* **EXERCISE**: Select the lines that contain "this" and copy each of them.

* **MATERIAL PROVIDED**:
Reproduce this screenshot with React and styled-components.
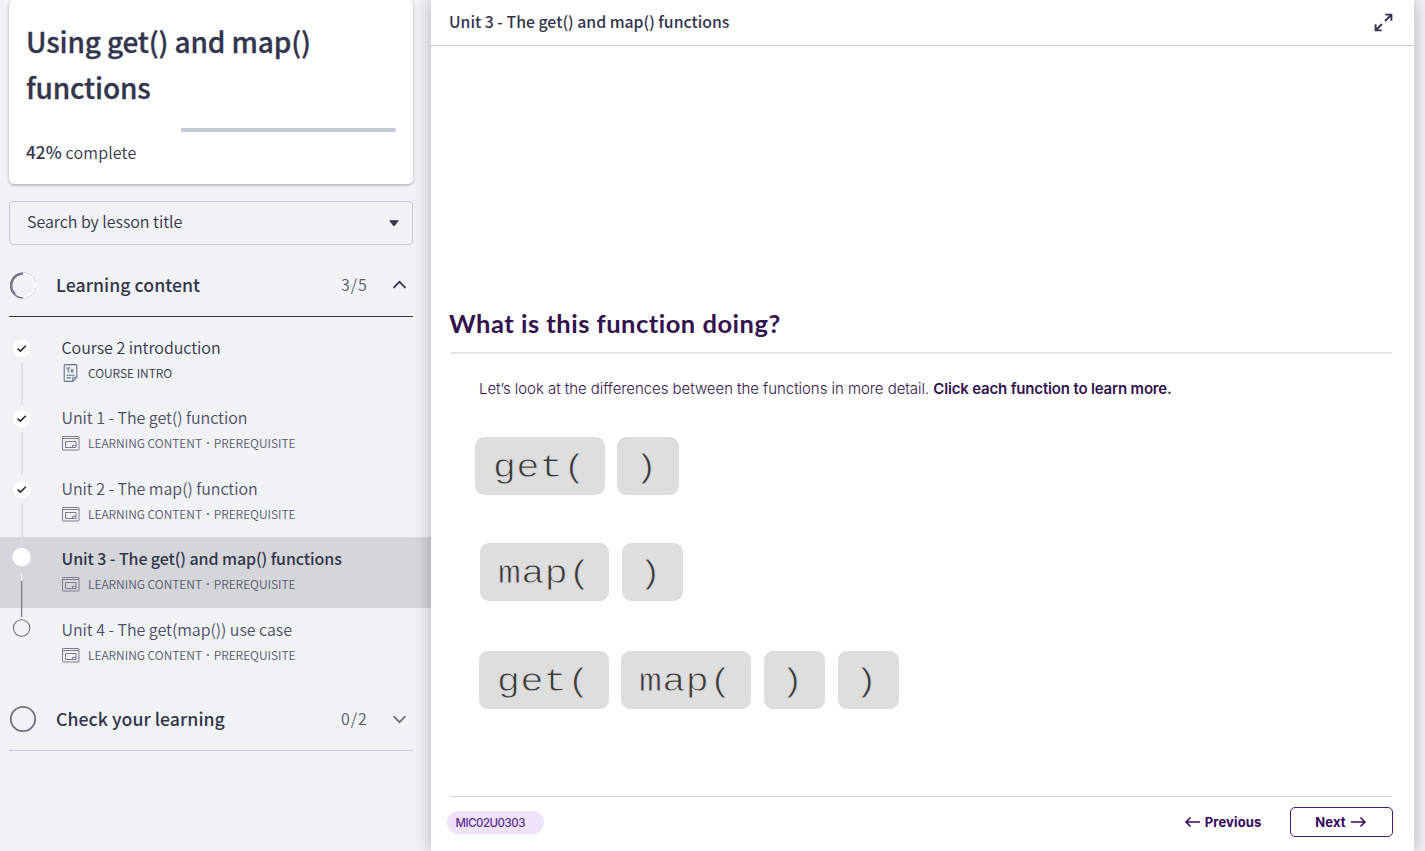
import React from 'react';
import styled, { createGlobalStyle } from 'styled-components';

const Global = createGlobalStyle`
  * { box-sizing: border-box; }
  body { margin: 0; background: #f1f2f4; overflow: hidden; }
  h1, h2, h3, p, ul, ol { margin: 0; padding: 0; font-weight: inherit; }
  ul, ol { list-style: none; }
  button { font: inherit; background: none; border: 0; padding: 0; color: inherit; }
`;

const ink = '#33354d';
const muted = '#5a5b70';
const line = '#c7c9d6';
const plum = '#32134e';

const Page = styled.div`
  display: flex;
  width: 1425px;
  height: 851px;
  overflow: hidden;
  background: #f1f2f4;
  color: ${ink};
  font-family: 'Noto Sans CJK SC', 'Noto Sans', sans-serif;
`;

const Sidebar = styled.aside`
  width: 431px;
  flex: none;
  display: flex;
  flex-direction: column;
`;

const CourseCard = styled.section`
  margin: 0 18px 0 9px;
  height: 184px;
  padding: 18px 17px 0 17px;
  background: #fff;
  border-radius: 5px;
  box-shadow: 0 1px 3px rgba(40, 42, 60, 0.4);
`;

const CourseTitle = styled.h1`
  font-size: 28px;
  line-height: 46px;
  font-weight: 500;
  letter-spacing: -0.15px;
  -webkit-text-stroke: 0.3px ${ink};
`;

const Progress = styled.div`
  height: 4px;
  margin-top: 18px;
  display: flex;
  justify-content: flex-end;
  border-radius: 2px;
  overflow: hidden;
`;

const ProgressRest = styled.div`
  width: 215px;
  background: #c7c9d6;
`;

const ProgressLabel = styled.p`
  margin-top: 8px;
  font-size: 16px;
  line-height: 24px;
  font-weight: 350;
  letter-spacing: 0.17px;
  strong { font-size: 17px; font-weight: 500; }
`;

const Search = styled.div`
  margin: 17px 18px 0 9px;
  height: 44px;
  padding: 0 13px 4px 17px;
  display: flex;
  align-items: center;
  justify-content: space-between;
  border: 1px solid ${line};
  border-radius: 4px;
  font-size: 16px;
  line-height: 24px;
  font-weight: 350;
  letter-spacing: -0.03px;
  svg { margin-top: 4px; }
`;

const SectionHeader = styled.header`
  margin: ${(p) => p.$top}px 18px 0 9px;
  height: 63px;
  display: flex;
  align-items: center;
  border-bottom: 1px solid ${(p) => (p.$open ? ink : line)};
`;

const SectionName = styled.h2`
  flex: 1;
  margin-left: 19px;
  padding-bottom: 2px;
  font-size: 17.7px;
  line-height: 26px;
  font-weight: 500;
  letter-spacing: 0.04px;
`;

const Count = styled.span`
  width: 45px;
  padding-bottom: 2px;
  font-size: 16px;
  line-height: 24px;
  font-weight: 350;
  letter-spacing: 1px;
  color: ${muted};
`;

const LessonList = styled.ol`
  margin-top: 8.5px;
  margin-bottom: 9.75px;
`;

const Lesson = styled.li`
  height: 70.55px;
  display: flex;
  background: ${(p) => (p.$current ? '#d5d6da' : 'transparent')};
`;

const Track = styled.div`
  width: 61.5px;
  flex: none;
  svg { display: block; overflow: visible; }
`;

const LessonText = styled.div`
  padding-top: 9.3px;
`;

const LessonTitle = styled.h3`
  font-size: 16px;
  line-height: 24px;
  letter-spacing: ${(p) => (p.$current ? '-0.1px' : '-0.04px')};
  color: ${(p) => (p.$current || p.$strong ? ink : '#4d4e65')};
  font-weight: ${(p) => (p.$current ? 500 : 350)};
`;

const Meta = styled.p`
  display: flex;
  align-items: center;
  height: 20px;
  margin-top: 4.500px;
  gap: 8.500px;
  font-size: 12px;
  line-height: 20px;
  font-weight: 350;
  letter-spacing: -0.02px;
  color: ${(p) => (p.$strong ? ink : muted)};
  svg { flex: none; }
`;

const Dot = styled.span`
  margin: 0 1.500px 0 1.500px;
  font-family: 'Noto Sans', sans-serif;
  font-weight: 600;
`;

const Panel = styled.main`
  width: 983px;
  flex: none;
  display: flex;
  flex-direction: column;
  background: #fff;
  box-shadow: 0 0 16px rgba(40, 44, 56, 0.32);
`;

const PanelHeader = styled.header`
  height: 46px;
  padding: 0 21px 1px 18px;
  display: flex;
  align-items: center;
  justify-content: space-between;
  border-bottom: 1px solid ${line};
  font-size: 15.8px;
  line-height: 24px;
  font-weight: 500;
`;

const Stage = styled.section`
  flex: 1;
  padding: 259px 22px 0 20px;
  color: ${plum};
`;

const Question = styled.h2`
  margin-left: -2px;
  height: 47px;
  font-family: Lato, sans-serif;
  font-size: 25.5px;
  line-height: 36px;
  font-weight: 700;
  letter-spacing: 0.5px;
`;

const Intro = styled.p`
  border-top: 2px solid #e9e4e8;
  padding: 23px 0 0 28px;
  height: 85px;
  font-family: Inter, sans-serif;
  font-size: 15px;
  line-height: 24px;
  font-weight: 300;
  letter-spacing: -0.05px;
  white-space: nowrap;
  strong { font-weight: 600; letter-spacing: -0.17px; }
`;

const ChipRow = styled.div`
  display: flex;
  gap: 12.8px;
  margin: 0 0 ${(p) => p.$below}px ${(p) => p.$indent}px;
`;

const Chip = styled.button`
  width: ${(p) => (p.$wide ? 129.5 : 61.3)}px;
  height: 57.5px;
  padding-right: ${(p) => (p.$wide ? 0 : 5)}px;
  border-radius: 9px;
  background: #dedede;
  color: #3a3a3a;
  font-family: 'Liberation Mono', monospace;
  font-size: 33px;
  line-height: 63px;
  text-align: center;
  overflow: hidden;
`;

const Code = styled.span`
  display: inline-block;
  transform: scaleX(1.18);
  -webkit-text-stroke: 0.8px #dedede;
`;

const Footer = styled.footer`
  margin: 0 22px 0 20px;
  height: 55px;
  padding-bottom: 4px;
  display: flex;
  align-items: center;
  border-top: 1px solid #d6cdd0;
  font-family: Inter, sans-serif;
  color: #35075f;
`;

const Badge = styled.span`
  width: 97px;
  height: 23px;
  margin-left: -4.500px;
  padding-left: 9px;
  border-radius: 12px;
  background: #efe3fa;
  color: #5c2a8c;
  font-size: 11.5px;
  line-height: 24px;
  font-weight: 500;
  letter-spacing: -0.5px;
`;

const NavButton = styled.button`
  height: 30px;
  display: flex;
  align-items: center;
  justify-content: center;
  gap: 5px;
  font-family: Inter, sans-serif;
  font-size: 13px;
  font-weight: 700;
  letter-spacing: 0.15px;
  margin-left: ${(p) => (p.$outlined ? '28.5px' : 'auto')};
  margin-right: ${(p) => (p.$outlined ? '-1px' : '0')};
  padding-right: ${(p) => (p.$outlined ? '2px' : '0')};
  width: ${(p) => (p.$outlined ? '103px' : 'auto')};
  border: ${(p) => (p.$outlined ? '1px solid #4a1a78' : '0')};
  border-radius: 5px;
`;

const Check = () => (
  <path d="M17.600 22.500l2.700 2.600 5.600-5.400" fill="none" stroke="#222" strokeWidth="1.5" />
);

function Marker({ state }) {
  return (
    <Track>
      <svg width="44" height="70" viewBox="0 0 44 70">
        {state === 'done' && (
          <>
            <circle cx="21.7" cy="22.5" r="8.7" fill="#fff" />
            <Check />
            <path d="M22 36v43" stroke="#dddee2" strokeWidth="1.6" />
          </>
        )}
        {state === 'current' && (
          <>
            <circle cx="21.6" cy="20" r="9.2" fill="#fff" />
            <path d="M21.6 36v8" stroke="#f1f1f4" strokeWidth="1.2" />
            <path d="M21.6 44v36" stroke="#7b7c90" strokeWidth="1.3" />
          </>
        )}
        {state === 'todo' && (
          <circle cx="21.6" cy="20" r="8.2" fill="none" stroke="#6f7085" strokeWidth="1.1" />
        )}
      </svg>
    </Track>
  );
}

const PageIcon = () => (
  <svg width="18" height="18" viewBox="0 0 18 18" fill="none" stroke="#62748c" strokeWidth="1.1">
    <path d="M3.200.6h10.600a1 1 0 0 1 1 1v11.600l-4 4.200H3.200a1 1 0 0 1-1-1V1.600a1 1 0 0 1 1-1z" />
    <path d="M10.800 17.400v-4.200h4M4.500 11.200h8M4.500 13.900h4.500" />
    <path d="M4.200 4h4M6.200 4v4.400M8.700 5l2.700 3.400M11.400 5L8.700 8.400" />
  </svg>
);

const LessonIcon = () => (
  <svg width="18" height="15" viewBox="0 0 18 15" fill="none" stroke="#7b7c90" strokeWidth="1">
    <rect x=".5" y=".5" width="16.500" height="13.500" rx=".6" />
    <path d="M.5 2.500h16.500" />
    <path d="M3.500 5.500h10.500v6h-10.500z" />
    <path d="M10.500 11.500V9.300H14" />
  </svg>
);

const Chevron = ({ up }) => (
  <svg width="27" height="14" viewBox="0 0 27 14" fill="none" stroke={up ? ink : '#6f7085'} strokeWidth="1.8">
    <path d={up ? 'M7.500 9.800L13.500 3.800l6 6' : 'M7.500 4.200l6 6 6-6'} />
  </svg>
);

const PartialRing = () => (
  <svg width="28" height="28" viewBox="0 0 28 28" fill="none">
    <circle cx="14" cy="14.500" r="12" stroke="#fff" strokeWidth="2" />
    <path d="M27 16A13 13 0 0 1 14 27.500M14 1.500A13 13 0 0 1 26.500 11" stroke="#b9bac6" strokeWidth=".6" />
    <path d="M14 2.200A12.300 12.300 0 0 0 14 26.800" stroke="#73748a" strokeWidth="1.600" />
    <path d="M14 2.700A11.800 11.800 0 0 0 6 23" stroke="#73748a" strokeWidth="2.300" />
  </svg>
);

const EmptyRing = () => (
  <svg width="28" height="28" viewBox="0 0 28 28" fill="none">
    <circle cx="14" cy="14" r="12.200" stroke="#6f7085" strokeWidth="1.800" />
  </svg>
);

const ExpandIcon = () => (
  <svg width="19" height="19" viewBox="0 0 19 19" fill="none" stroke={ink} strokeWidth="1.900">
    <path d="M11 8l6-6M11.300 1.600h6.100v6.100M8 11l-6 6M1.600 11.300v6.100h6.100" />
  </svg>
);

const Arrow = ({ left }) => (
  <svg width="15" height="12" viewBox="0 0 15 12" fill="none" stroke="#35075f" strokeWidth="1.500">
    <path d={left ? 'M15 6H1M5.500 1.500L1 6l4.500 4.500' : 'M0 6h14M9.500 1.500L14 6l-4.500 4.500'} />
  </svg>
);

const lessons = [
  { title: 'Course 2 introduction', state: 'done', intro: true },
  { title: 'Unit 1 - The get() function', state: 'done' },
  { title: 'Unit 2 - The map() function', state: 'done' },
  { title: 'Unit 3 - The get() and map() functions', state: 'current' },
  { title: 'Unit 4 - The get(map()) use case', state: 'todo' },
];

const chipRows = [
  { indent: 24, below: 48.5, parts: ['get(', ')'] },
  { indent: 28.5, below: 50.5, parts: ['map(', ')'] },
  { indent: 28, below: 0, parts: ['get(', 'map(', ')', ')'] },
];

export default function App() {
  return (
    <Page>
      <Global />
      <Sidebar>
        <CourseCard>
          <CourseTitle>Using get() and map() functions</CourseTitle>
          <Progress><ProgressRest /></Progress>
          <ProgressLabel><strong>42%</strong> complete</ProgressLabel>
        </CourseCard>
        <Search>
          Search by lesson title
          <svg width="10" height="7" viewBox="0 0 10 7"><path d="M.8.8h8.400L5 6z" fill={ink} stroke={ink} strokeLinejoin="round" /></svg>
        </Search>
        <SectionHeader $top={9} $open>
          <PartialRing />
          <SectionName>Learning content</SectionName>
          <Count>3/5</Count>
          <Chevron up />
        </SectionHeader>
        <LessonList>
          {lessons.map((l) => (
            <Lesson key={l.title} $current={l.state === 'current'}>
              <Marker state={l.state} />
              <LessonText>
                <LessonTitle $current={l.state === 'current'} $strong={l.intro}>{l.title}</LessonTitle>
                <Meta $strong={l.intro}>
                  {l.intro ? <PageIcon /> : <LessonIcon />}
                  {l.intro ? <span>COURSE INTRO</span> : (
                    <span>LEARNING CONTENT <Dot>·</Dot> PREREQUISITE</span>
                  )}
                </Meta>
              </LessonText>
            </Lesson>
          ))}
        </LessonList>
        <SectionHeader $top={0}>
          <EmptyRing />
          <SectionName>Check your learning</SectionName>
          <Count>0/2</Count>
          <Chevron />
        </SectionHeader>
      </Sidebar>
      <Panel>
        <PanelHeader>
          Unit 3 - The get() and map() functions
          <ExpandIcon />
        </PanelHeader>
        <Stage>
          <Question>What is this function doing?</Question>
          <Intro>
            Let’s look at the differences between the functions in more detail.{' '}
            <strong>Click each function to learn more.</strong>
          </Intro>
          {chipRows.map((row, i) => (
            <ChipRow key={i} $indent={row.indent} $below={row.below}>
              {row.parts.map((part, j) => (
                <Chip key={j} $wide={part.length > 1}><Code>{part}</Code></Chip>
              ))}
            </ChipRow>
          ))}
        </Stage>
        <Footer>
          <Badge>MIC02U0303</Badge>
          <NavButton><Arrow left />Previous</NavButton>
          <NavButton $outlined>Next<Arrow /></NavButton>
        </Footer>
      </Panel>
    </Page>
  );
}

* **OUTPUT OF THE EXERCISE**:
Reproduce this screenshot with React and styled-components.
          <Question>What is this function doing?</Question>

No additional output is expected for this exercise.